National Theatre Arts Ball

  Arsenic & Old Lace

  

    After many years, however, we began to tire of club meetings, and I sought new outlets for my energies. I took up ice dancing again, found a partner, and together we worked on the endless quest to improve our standard of skating. I found extraordinary pleasure in this recreation; I had no talent on the dance floor, but on ice, I found the joy of gliding smoothly together to music was delightful. All spiced by the thrill of speed and risk of serious injury! 

Rock'n Roll Guys and Dolls

    An unexpected bonus was that the dance group, from time to time, held social skating events that featured dress-up themes, so it wasn't long before I succumbed to the temptation to turn up in a dress. While this was reasonably well received, I didn't dare repeat it too often. All the same, dancing in a dress was a wonderful feeling.

    My wife and I went to a prestigious New Year's Eve Costume Ball. I wore my finest eighteenth century gown with an enormous wig, and will never forget the wave of acclamation that greeted my appearance in the parade. Truly a memorable night! The following year, we went again, wearing a similar ensemble, with almost the same success. But I knew that an experience such as that first event provided could never really be surpassed.

State opera NYE Ball

Next year's NYE Ball

    I'd made myself several fairy-like costumes, and I found places out in the open where I could safely roam about, in daylight, dressed in any way I pleased. These exploits gave me a great deal of satisfaction. 

    I seldom troubled now to wear ordinary everyday dresses. Posing as a woman is a fantasy at the best of times - so few are able to do it successfully - so I thought I might as well wear exactly what pleased me most. The forty or so costumes in my wardrobe satisfied all my desires.

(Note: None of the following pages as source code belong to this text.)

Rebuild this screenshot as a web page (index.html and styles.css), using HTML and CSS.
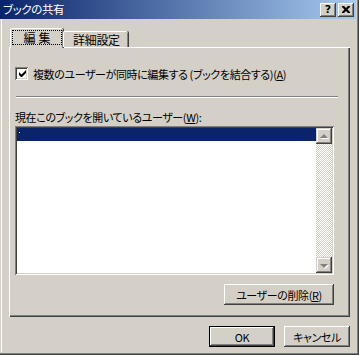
FILE: index.html
```html
<!DOCTYPE html>
<html lang="ja">
<head>
  <meta charset="UTF-8" />
  <title>ブックの共有</title>
  <link rel="stylesheet" href="styles.css">
</head>
<body>
  <div class="window">
    <div class="titlebar">
      <span class="title">ブックの共有</span>
      <div class="title-btns">
        <button class="tbtn help">?</button>
        <button class="tbtn close"><svg width="8" height="7" viewBox="0 0 8 7"><path d="M0 0h2l2 2 2-2h2v1l-2.5 2.5L8 6v1H6L4 5 2 7H0V6l2.5-2.5L0 1z" fill="#000"/></svg></button>
      </div>
    </div>
    <div class="client">
      <div class="tabs">
        <div class="tab active"><span class="focus">編集</span></div>
        <div class="tab">詳細設定</div>
      </div>
      <div class="panel">
        <div class="check-row">
          <span class="checkbox"><svg width="9" height="9" viewBox="0 0 9 9"><path d="M1 3v3l2 2h1l4-4V1L3.5 5.5z" fill="#000"/></svg></span>
          <span>複数のユーザーが同時に編集する (ブックを結合する)(<u>A</u>)</span>
        </div>
        <div class="sep"></div>
        <div class="list-label">現在このブックを開いているユーザー(<u>W</u>):</div>
        <div class="listbox">
          <div class="list-items">
            <div class="item sel"><span class="dot"></span></div>
          </div>
          <div class="vscroll">
            <div class="sbtn"><span class="arrow up"></span></div>
            <div class="track"></div>
            <div class="sbtn"><span class="arrow down"></span></div>
          </div>
        </div>
        <div class="panel-actions">
          <button class="btn del">ユーザーの削除(<u>R</u>)</button>
        </div>
      </div>
      <div class="dlg-actions">
        <button class="btn default">OK</button>
        <button class="btn">キャンセル</button>
      </div>
    </div>
  </div>
</body>
</html>
```

FILE: styles.css
```css
html,body{margin:0;padding:0;background:#d4d0c8}
body{font-family:"Noto Sans CJK JP","Noto Sans",sans-serif;font-size:11px;line-height:14px;letter-spacing:-0.4px;color:#000;font-feature-settings:"palt"}
u{text-decoration:underline;text-underline-offset:1px}

.window{width:359px;height:355px;box-sizing:border-box;padding:0 3px 3px 0;background:#d4d0c8;box-shadow:inset -1px -1px #404040,inset -2px -2px #808080;display:flex;flex-direction:column}

.titlebar{height:19px;display:flex;align-items:center;justify-content:space-between;background:linear-gradient(to right,#0a246a,#a6caf0);padding:0 2px 0 3px}
.title{color:#fff;font-size:11.5px;line-height:14px;margin-top:-1px}
.title-btns{display:flex;gap:2px}
.tbtn{width:16px;height:14px;padding:0;border:none;background:#d4d0c8;box-shadow:inset -1px -1px #404040,inset 1px 1px #fff,inset -2px -2px #808080;display:flex;align-items:center;justify-content:center;font-family:"DejaVu Sans",sans-serif;font-weight:bold;font-size:11px;line-height:12px;letter-spacing:0}
.tbtn.close svg{display:block}

.client{flex:1;margin-left:1px;border-left:1px solid #fff;padding:9px 0 0 7px;display:flex;flex-direction:column}

.tabs{display:flex;align-items:flex-end;padding-left:1px;position:relative;z-index:1}
.tab{height:16px;box-sizing:border-box;padding:1px 8px 0 9px;border-top:1px solid #fff;border-left:1px solid #fff;border-radius:2px 2px 0 0;box-shadow:inset -1px 0 #808080,1px 0 #404040;background:#d4d0c8;font-size:12px;line-height:14px;letter-spacing:-0.3px}
.tab.active{height:20px;width:53px;margin-bottom:-1px;padding:2px 0 0 2px}
.focus{display:block;width:48px;height:13px;box-sizing:border-box;outline:1px dotted #000;outline-offset:0;text-align:center;line-height:13px;letter-spacing:3px;text-indent:3px}

.panel{width:341px;height:270px;box-sizing:border-box;border-top:1px solid #fff;border-left:1px solid #fff;box-shadow:inset -1px -1px #404040,inset -2px -2px #808080;display:flex;flex-direction:column;padding:19px 2px 2px 5px}

.check-row{display:flex;align-items:center;gap:5px;height:13px}
.checkbox{width:13px;height:13px;box-sizing:border-box;background:#fff;box-shadow:inset 1px 1px #808080,inset -1px -1px #fff,inset 2px 2px #404040,inset -2px -2px #d4d0c8;display:flex;align-items:center;justify-content:center;flex:none}
.checkbox svg{display:block;margin:0 0 0 1px}

.sep{width:322px;height:1px;margin:16px 0 0 1px;border-bottom:1px solid #fff;background:#808080}

.list-label{margin-top:12px;height:14px}

.listbox{width:319px;height:149px;box-sizing:border-box;margin-top:2px;padding:2px;background:#fff;box-shadow:inset 1px 1px #808080,inset -1px -1px #fff,inset 2px 2px #404040,inset -2px -2px #d4d0c8;display:flex}
.list-items{flex:1}
.item{height:13px;overflow:hidden}
.item.sel{background:#0a246a}
.dot{display:block;width:1px;height:1px;background:#fff;margin:4px 0 0 2px}

.vscroll{width:16px;display:flex;flex-direction:column}
.sbtn{width:16px;height:16px;box-sizing:border-box;background:#d4d0c8;box-shadow:inset -1px -1px #404040,inset 1px 1px #d4d0c8,inset -2px -2px #808080,inset 2px 2px #fff;display:flex;align-items:center;justify-content:center}
.track{flex:1;background:repeating-conic-gradient(#d4d0c8 0 25%,#fff 0 50%) 0 0/2px 2px}
.arrow{width:0;height:0;border-left:4px solid transparent;border-right:4px solid transparent;filter:drop-shadow(1px 1px 0 #fff)}
.arrow.up{border-bottom:4px solid #808080;margin-top:-1px}
.arrow.down{border-top:4px solid #808080;margin-top:1px}

.panel-actions{display:flex;justify-content:flex-end;margin-top:9px;padding-right:14px}

.btn{height:21px;box-sizing:border-box;padding:0;border:none;background:#d4d0c8;box-shadow:inset -1px -1px #404040,inset 1px 1px #fff,inset -2px -2px #808080;font-family:inherit;font-size:11px;line-height:14px;letter-spacing:-0.4px;color:#000;font-feature-settings:"palt"}
.btn.del{width:110px}
.dlg-actions{display:flex;justify-content:flex-end;gap:9px;margin-top:9px;padding-right:6px}
.dlg-actions .btn{width:66px}
.btn.default{border:1px solid #000;box-shadow:inset -1px -1px #404040,inset 1px 1px #fff,inset -2px -2px #808080}
```
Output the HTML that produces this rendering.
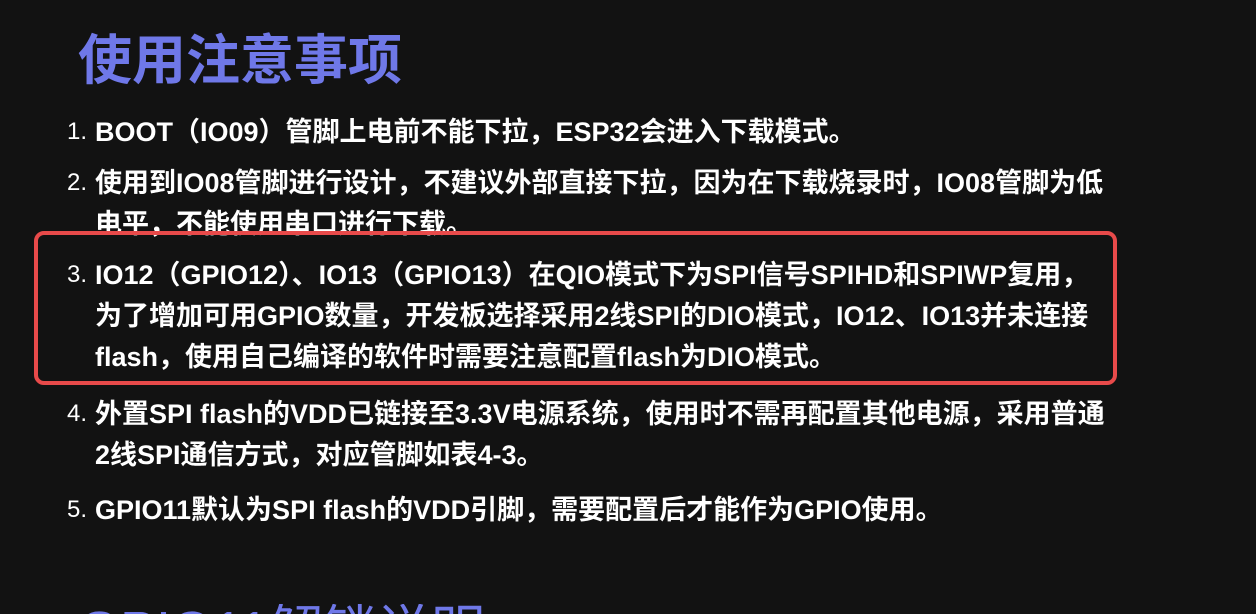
<!DOCTYPE html>
<html><head><meta charset="utf-8"><style>
html,body{margin:0;padding:0;width:1256px;height:614px;overflow:hidden;}
body{background:#121212;position:relative;font-family:"Liberation Sans","Noto Sans CJK SC",sans-serif;}
.t{position:absolute;left:78px;color:#6f78e8;font-weight:bold;font-size:54px;line-height:1;white-space:nowrap;}
.l{position:absolute;left:95px;color:#fff;font-weight:bold;font-size:27px;line-height:30px;white-space:nowrap;}
.n{position:absolute;left:67px;color:#fff;font-size:24px;line-height:30px;}
.box{position:absolute;left:34px;top:231px;width:1075px;height:146px;border:4px solid #e84a4a;border-radius:10px;z-index:2;}
.bt{position:absolute;left:78px;top:604px;height:10px;overflow:hidden;}
</style></head><body>
<div class="t" style="top:34px">使用注意事项</div>
<div class="n" style="top:117px">1.</div>
<div class="l" style="top:117px">BOOT（IO09）管脚上电前不能下拉，ESP32会进入下载模式。</div>
<div class="n" style="top:168px">2.</div>
<div class="l" style="top:168px">使用到IO08管脚进行设计，不建议外部直接下拉，因为在下载烧录时，IO08管脚为低</div>
<div class="l" style="top:209px">电平，不能使用串口进行下载。</div>
<div class="box"></div>
<div class="n" style="top:260px">3.</div>
<div class="l" style="top:260px">IO12（GPIO12）、IO13（GPIO13）在QIO模式下为SPI信号SPIHD和SPIWP复用，</div>
<div class="l" style="top:301px">为了增加可用GPIO数量，开发板选择采用2线SPI的DIO模式，IO12、IO13并未连接</div>
<div class="l" style="top:342px">flash，使用自己编译的软件时需要注意配置flash为DIO模式。</div>
<div class="n" style="top:399px">4.</div>
<div class="l" style="top:399px">外置SPI flash的VDD已链接至3.3V电源系统，使用时不需再配置其他电源，采用普通</div>
<div class="l" style="top:440px">2线SPI通信方式，对应管脚如表4-3。</div>
<div class="n" style="top:495px">5.</div>
<div class="l" style="top:495px">GPIO11默认为SPI flash的VDD引脚，需要配置后才能作为GPIO使用。</div>
<div class="bt"><div class="t" style="position:static;font-weight:normal;">GPIO11解锁说明</div></div>
</body></html>
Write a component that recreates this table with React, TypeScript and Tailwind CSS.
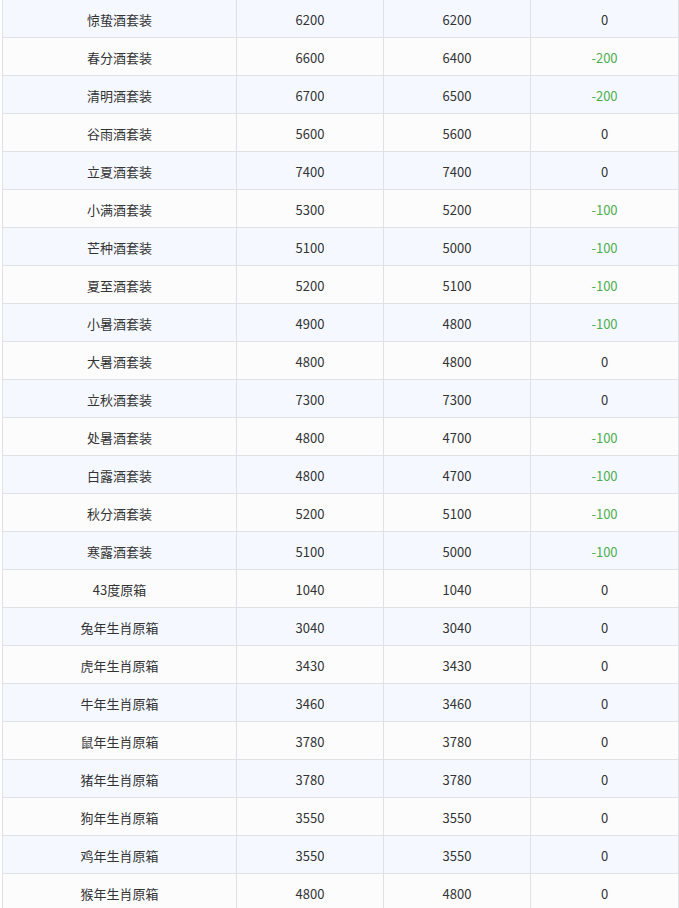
const rows: Array<[string, number, number]> = [
  ['惊蛰酒套装', 6200, 6200],
  ['春分酒套装', 6600, 6400],
  ['清明酒套装', 6700, 6500],
  ['谷雨酒套装', 5600, 5600],
  ['立夏酒套装', 7400, 7400],
  ['小满酒套装', 5300, 5200],
  ['芒种酒套装', 5100, 5000],
  ['夏至酒套装', 5200, 5100],
  ['小暑酒套装', 4900, 4800],
  ['大暑酒套装', 4800, 4800],
  ['立秋酒套装', 7300, 7300],
  ['处暑酒套装', 4800, 4700],
  ['白露酒套装', 4800, 4700],
  ['秋分酒套装', 5200, 5100],
  ['寒露酒套装', 5100, 5000],
  ['43度原箱', 1040, 1040],
  ['兔年生肖原箱', 3040, 3040],
  ['虎年生肖原箱', 3430, 3430],
  ['牛年生肖原箱', 3460, 3460],
  ['鼠年生肖原箱', 3780, 3780],
  ['猪年生肖原箱', 3780, 3780],
  ['狗年生肖原箱', 3550, 3550],
  ['鸡年生肖原箱', 3550, 3550],
  ['猴年生肖原箱', 4800, 4800],
]

export default function App() {
  return (
    <div
      className="bg-white pl-[2px] h-[908px] overflow-hidden text-[13px] text-[#333]"
      style={{ fontFamily: '"Noto Sans CJK SC", "Noto Sans", sans-serif' }}
    >
      <div className="w-[677px] border-x border-[#dfe1e5]">
        {rows.map(([name, before, after], i) => {
          const diff = after - before
          return (
            <div
              key={name}
              className={`grid grid-cols-[233px_147px_147px_1fr] h-[38px] border-b border-[#dfe1e5] ${
                i % 2 === 0 ? 'bg-[#f5f9ff]' : 'bg-[#fcfcfd]'
              }`}
            >
              <div className="flex items-center justify-center pt-[2px]">{name}</div>
              <div className="flex items-center justify-center pt-[2px] border-l border-[#dfe1e5]">{before}</div>
              <div className="flex items-center justify-center pt-[2px] border-l border-[#dfe1e5]">{after}</div>
              <div
                className={`flex items-center justify-center pt-[2px] border-l border-[#dfe1e5] ${
                  diff < 0 ? 'text-[#4cae4c]' : ''
                }`}
              >
                {diff}
              </div>
            </div>
          )
        })}
      </div>
    </div>
  )
}
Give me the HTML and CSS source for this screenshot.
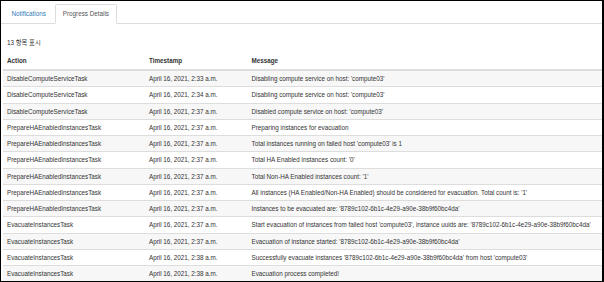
FILE: index.html
```html
<!DOCTYPE html>
<html lang="ko">
<head>
<meta charset="utf-8">
<title>Progress Details</title>
<link rel="stylesheet" href="styles.css">
</head>
<body>
<div class="frame">
  <ul class="tabs">
    <li class="tab"><a class="tab-link">Notifications</a></li>
    <li class="tab active"><a class="tab-link">Progress Details</a></li>
  </ul>
  <div class="pane">
    <div class="count">13 항목 표시</div>
    <table class="grid">
      <colgroup>
        <col class="c-action">
        <col class="c-time">
        <col class="c-msg">
      </colgroup>
      <thead>
        <tr><th>Action</th><th>Timestamp</th><th>Message</th></tr>
      </thead>
      <tbody>
        <tr><td>DisableComputeServiceTask</td><td>April 16, 2021, 2:33 a.m.</td><td>Disabling compute service on host: 'compute03'</td></tr>
        <tr><td>DisableComputeServiceTask</td><td>April 16, 2021, 2:34 a.m.</td><td>Disabling compute service on host: 'compute03'</td></tr>
        <tr><td>DisableComputeServiceTask</td><td>April 16, 2021, 2:37 a.m.</td><td>Disabled compute service on host: 'compute03'</td></tr>
        <tr><td>PrepareHAEnabledInstancesTask</td><td>April 16, 2021, 2:37 a.m.</td><td>Preparing instances for evacuation</td></tr>
        <tr><td>PrepareHAEnabledInstancesTask</td><td>April 16, 2021, 2:37 a.m.</td><td>Total instances running on failed host 'compute03' is 1</td></tr>
        <tr><td>PrepareHAEnabledInstancesTask</td><td>April 16, 2021, 2:37 a.m.</td><td>Total HA Enabled instances count: '0'</td></tr>
        <tr><td>PrepareHAEnabledInstancesTask</td><td>April 16, 2021, 2:37 a.m.</td><td>Total Non-HA Enabled instances count: '1'</td></tr>
        <tr><td>PrepareHAEnabledInstancesTask</td><td>April 16, 2021, 2:37 a.m.</td><td>All instances (HA Enabled/Non-HA Enabled) should be considered for evacuation. Total count is: '1'</td></tr>
        <tr><td>PrepareHAEnabledInstancesTask</td><td>April 16, 2021, 2:37 a.m.</td><td>Instances to be evacuated are: '8789c102-6b1c-4e29-a90e-38b9f60bc4da'</td></tr>
        <tr><td>EvacuateInstancesTask</td><td>April 16, 2021, 2:37 a.m.</td><td>Start evacuation of instances from failed host 'compute03', instance uuids are: '8789c102-6b1c-4e29-a90e-38b9f60bc4da'</td></tr>
        <tr><td>EvacuateInstancesTask</td><td>April 16, 2021, 2:37 a.m.</td><td>Evacuation of instance started: '8789c102-6b1c-4e29-a90e-38b9f60bc4da'</td></tr>
        <tr><td>EvacuateInstancesTask</td><td>April 16, 2021, 2:38 a.m.</td><td>Successfully evacuate instances '8789c102-6b1c-4e29-a90e-38b9f60bc4da' from host 'compute03'</td></tr>
        <tr><td>EvacuateInstancesTask</td><td>April 16, 2021, 2:38 a.m.</td><td>Evacuation process completed!</td></tr>
      </tbody>
    </table>
  </div>
</div>
</body>
</html>
```
FILE: styles.css
```css
html, body {
  margin: 0;
  padding: 0;
  background: #fff;
}
body {
  font-family: "Liberation Sans", Arial, "Noto Sans CJK KR", sans-serif;
  font-size: 6.3px;
  color: #333;
}
.frame {
  box-sizing: border-box;
  width: 604px;
  height: 282px;
  border-top: 1px solid #000;
  border-left: 1px solid #000;
  border-right: 2px solid #000;
  border-bottom: 1px solid #000;
  overflow: hidden;
  background: #fff;
}
.tabs {
  display: flex;
  list-style: none;
  margin: 0;
  padding: 3px 0 0 3px;
  border-bottom: 1px solid #ddd;
}
.tab {
  margin-right: 2px;
  margin-bottom: -1px;
}
.tab-link {
  display: block;
  padding: 0 6.5px;
  line-height: 18px;
  border: 1px solid transparent;
  border-radius: 2px 2px 0 0;
  color: #337ab7;
}
.tab.active .tab-link {
  color: #555;
  background: #fff;
  border-color: #ddd #ddd transparent;
}
.pane {
  padding: 0 0 0 2px;
}
.count {
  margin: 14px 0 0 4px;
  line-height: 10px;
  color: #333;
}
.grid {
  margin-top: 4px;
  width: 100%;
  table-layout: fixed;
  border-collapse: separate;
  border-spacing: 0;
}
.c-action { width: 142px; }
.c-time { width: 102.5px; }
.grid th,
.grid td {
  text-align: left;
  white-space: nowrap;
  overflow: hidden;
  padding: 3px 4px;
  line-height: 9.25px;
}
.grid th {
  font-weight: bold;
  border-bottom: 2px solid #ddd;
  padding-top: 4px;
  padding-bottom: 3.75px;
}
.grid td {
  border-top: 1px solid #ddd;
}
.grid tbody tr:first-child td {
  border-top: 0;
}
.grid tbody tr:nth-child(odd) {
  background: #f7f7f7;
}
```
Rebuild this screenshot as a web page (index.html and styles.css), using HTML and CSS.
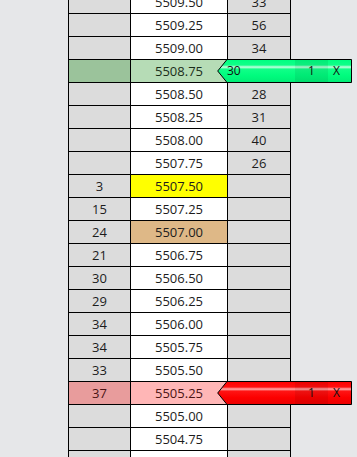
FILE: index.html
```html
<!DOCTYPE html>
<html>
<head>
<meta charset="utf-8">
<link rel="stylesheet" href="styles.css">
</head>
<body>
<div class="ladder">
  <div class="c bid"></div><div class="c price">5509.50</div><div class="c ask">33</div>
  <div class="c bid"></div><div class="c price">5509.25</div><div class="c ask">56</div>
  <div class="c bid"></div><div class="c price">5509.00</div><div class="c ask">34</div>
  <div class="c bid green"></div><div class="c price green">5508.75</div>
  <div class="c ask">
    <div class="order">
      <svg class="shape" width="135" height="24" viewBox="0 0 135 24">
        <defs>
          <linearGradient id="gg" x1="0" y1="0" x2="0" y2="1">
            <stop offset="0" stop-color="#00ff80"/>
            <stop offset="0.24" stop-color="#10ff88"/>
            <stop offset="0.33" stop-color="#c8ffe2"/>
            <stop offset="0.42" stop-color="#10ff88"/>
            <stop offset="0.7" stop-color="#00fc7e"/>
            <stop offset="1" stop-color="#00ec76"/>
          </linearGradient>
        </defs>
        <polygon points="10,0.5 134.5,0.5 134.5,23.5 10,23.5 0.7,12" fill="url(#gg)" stroke="#000" stroke-width="1"/>
        <rect x="78" y="1" width="33" height="22" fill="rgba(0,0,0,0.07)"/>
      </svg>
      <span class="qty">30</span><span class="cnt">1</span><span class="x">X</span>
    </div>
  </div>
  <div class="c bid"></div><div class="c price">5508.50</div><div class="c ask">28</div>
  <div class="c bid"></div><div class="c price">5508.25</div><div class="c ask">31</div>
  <div class="c bid"></div><div class="c price">5508.00</div><div class="c ask">40</div>
  <div class="c bid"></div><div class="c price">5507.75</div><div class="c ask">26</div>
  <div class="c bid">3</div><div class="c price last">5507.50</div><div class="c ask"></div>
  <div class="c bid">15</div><div class="c price">5507.25</div><div class="c ask"></div>
  <div class="c bid">24</div><div class="c price tan">5507.00</div><div class="c ask"></div>
  <div class="c bid">21</div><div class="c price">5506.75</div><div class="c ask"></div>
  <div class="c bid">30</div><div class="c price">5506.50</div><div class="c ask"></div>
  <div class="c bid">29</div><div class="c price">5506.25</div><div class="c ask"></div>
  <div class="c bid">34</div><div class="c price">5506.00</div><div class="c ask"></div>
  <div class="c bid">34</div><div class="c price">5505.75</div><div class="c ask"></div>
  <div class="c bid">33</div><div class="c price">5505.50</div><div class="c ask"></div>
  <div class="c bid red">37</div><div class="c price red">5505.25</div>
  <div class="c ask">
    <div class="order">
      <svg class="shape" width="135" height="24" viewBox="0 0 135 24">
        <defs>
          <linearGradient id="rg" x1="0" y1="0" x2="0" y2="1">
            <stop offset="0" stop-color="#ff0000"/>
            <stop offset="0.24" stop-color="#ff1010"/>
            <stop offset="0.33" stop-color="#ffb0b0"/>
            <stop offset="0.42" stop-color="#ff1414"/>
            <stop offset="0.7" stop-color="#fc0000"/>
            <stop offset="1" stop-color="#ea0000"/>
          </linearGradient>
        </defs>
        <polygon points="10,0.5 134.5,0.5 134.5,23.5 10,23.5 0.7,12" fill="url(#rg)" stroke="#000" stroke-width="1"/>
        <rect x="78" y="1" width="33" height="22" fill="rgba(0,0,0,0.07)"/>
      </svg>
      <span class="qty"></span><span class="cnt">1</span><span class="x">X</span>
    </div>
  </div>
  <div class="c bid"></div><div class="c price">5505.00</div><div class="c ask"></div>
  <div class="c bid"></div><div class="c price">5504.75</div><div class="c ask"></div>
  <div class="c bid"></div><div class="c price"></div><div class="c ask"></div>
</div>
</body>
</html>
```
FILE: styles.css
```css
html, body {
  margin: 0;
  padding: 0;
  background: #e6e7e9;
  overflow: hidden;
  height: 457px;
}
body {
  font-family: "Open Sans", "DejaVu Sans", sans-serif;
  font-size: 13px;
  color: #1c1c1c;
}
.ladder {
  display: grid;
  grid-template-columns: 61px 96px 62px;
  grid-auto-rows: 22px;
  gap: 1px;
  padding: 1px;
  background: #000;
  width: 221px;
  margin: -10px 0 0 68px;
}
.c {
  display: flex;
  align-items: center;
  justify-content: center;
  line-height: 22px;
}
.bid, .ask { background: #dcdcdc; }
.price { background: #fff; }
.bid.green { background: #9bc39b; }
.price.green { background: #b6dcb6; color: #1a2e1a; }
.price.last { background: #ffff00; }
.price.tan { background: #deb887; }
.bid.red { background: #e89c9c; color: #4a1414; }
.price.red { background: #ffb6b6; color: #4a1414; }
.ask { position: relative; }
.order {
  position: absolute;
  left: -11px;
  top: -1px;
  width: 135px;
  height: 24px;
  display: flex;
  align-items: center;
  font-size: 12px;
  color: #111;
}
.shape {
  position: absolute;
  left: 0;
  top: 0;
}
.order span {
  position: relative;
  line-height: 24px;
}
.qty { width: 68px; padding-left: 10px; }
.cnt { width: 33px; text-align: center; }
.x { width: 17px; text-align: center; }
```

   My partner and I entered skating competitions for "interpretive" prizes, and sometimes I skated in reverse roles - most enjoyable!

"Sisters"  Tyro;ean

    Now that our family had grown up and we had the house to ourselves, I could roam unobserved in the garden almost whenever I liked, and I now needed little more than this to keep me contented.

    After all that - what next, I asked myself! The answer was to explore the web - which in turn led to my publishing these pages. I hope you'll enjoy them.

    It also led to my discovery of a category of cross-dressers I'd not previously encountered - those whose preference is for 'Little Girl' styles. And I realised that this appealed very strongly to me. Of course, many of the costumes I already had were very childish, particularly the 'fairy' costumes, but they were nevertheless adult costumes. I now discovered that at heart, I truly was just a little girl, who had never grown up, who loved dressing up!

    Now I find greater contentment from making and wearing pretty little frocks and dresses such as very young girls might wear, than from any other form of indulgence. But since going out in public pretending to be a ten year old child might be stretching tolerance just a little too far, I still dress as an adult when I go out shopping.

  All in all, I know I am so very fortunate.